Photo by Xosema (Own work) [GFDL or CC BY-SA 4.0-3.0-2.5-2.0-1.0], via Wikimedia Commons

“Cauliflower prices,” I thought to myself when I opened the data set. “Those damn Banters and their cauliflower bases.”

The data in front of me contained monthly market reports on vegetable prices. I was looking at the data holistically, but an interesting trend caught my eye. Cauliflower prices were up, big time.

It’s a story alright, but writing a story about one of the most boring vegetables that doesn’t make readers slip gently into a collective coma was not easy.

The Banting diet, punted by Profesor Tim Noakes has divided households since he backed it in his book The Real Meal Revolution, in 2014.

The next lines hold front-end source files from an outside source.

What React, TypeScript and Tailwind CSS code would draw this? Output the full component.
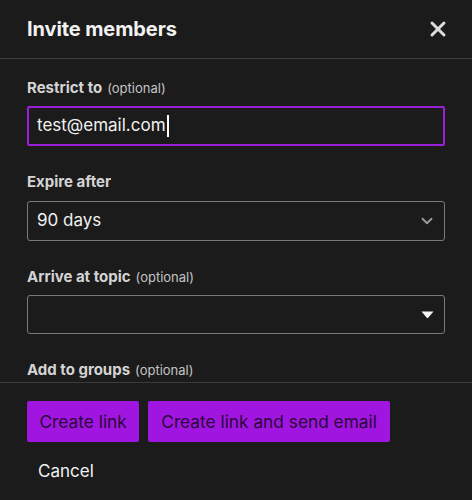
import { X, ChevronDown } from "lucide-react"

function FieldLabel({ title, optional }: { title: string; optional?: boolean }) {
  return (
    <div className="h-[20px] flex items-baseline gap-[5px] leading-[20px]">
      <span className="text-[15px] font-bold text-[#d4d4d4]">{title}</span>
      {optional && <span className="text-[13px] text-[#c4c4c4]">(optional)</span>}
    </div>
  )
}

export default function App() {
  return (
    <div
      className="w-[472px] h-[500px] flex flex-col bg-[#1b1b1b] text-white overflow-hidden"
      style={{ fontFamily: "Inter, 'Noto Sans', sans-serif" }}
    >
      <div className="h-[59px] shrink-0 flex items-center justify-between pl-[27px] pr-[22px] border-b border-[#3c3c3c]">
        <h1 className="text-[20px] font-bold tracking-[-0.1px] text-[#f2f2f2]">Invite members</h1>
        <button className="text-[#dcdcdc]">
          <X className="w-[24px] h-[24px]" strokeWidth={3} />
        </button>
      </div>

      <div className="flex-1 overflow-hidden px-[27px] pt-[19px]">
        <FieldLabel title="Restrict to" optional />
        <div className="mt-[8px] h-[40px] border-2 border-[#9a1fd8] rounded-[2px] flex items-center px-[8px]">
          <span className="text-[17px] text-[#f0f0f0]">test@email.com</span>
          <span className="w-[2px] h-[22px] bg-white ml-[1px]" />
        </div>

        <div className="mt-[26px]">
          <FieldLabel title="Expire after" />
        </div>
        <div className="mt-[9px] h-[40px] border border-[#7a7a7a] rounded-[3px] flex items-center justify-between pl-[9px] pr-[8px]">
          <span className="text-[17px] text-[#f0f0f0]">90 days</span>
          <ChevronDown className="w-[18px] h-[18px] text-[#9a9a9a]" strokeWidth={2.5} />
        </div>

        <div className="mt-[26px]">
          <FieldLabel title="Arrive at topic" optional />
        </div>
        <div className="mt-[8px] h-[39px] border border-[#7a7a7a] rounded-[3px] flex items-center justify-end pr-[10px]">
          <svg width="13" height="8" viewBox="0 0 13 8">
            <path d="M0.5 0.5 H12.5 L7.2 6.8 Q6.5 7.6 5.8 6.8 Z" fill="#f4f4f4" />
          </svg>
        </div>

        <div className="mt-[26px]">
          <FieldLabel title="Add to groups" optional />
        </div>
      </div>

      <div className="h-[118px] shrink-0 border-t border-[#3c3c3c] px-[27px] pt-[18px]">
        <div className="flex gap-[9px]">
          <button className="h-[41px] px-[12.5px] rounded-[2px] bg-[#a016e0] text-[17.3px] text-[#2a0838]">
            Create link
          </button>
          <button className="h-[41px] px-[13px] rounded-[2px] bg-[#a016e0] text-[17.3px] text-[#2a0838]">
            Create link and send email
          </button>
        </div>
        <button className="mt-[10px] h-[40px] px-[11px] text-[17px] text-[#f2f2f2]">Cancel</button>
      </div>
    </div>
  )
}
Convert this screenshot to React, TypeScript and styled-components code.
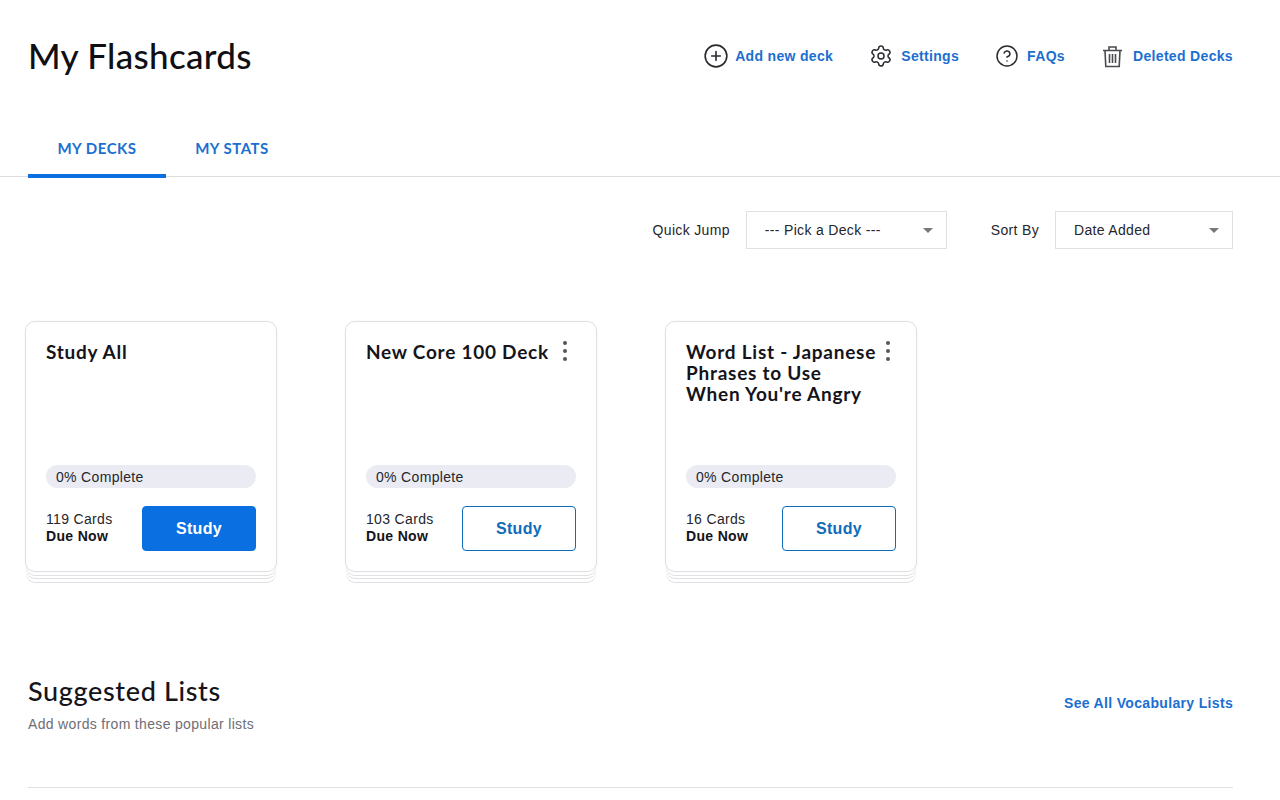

The merits of the diet remain controversial, but as it turned out, the allegation that Banting has pushed up cauliflower prices – at least at the wholesale level – is unfounded.

For years, I had longed for something in the numbers that would put the Banters in their places. Now I had the data, but data doesn’t lie, and neither could I went I wrote the story. Unfortunately, the Banters are off the hook.

The cauliflower prices and sales volumes were notes in the market reports, so it took some time to extract them and put them into my own data base.

At first I could not see any pattern but then I did two things:

First, I worked out the month-on-month and then the year-on-year percentage difference for prices and tons sold. I still did not see anything of significance.

But then I took an extra step. I decided to conditionally format the percentage differences in Excel for the year-on-year data by giving them different colours to show changes in prices and volumes.

Voila! The cause and effect became obvious. Every time there was a year-on-year spike in supply, there was a corresponding drop in prices. The inverse was true when supply fell.

I put the data in a graph (see below) which showed a correlation between supply and demand that could easily come out of an economics textbook.

The graph not only shows an efficient market at work, it also exonerates Banters. For now.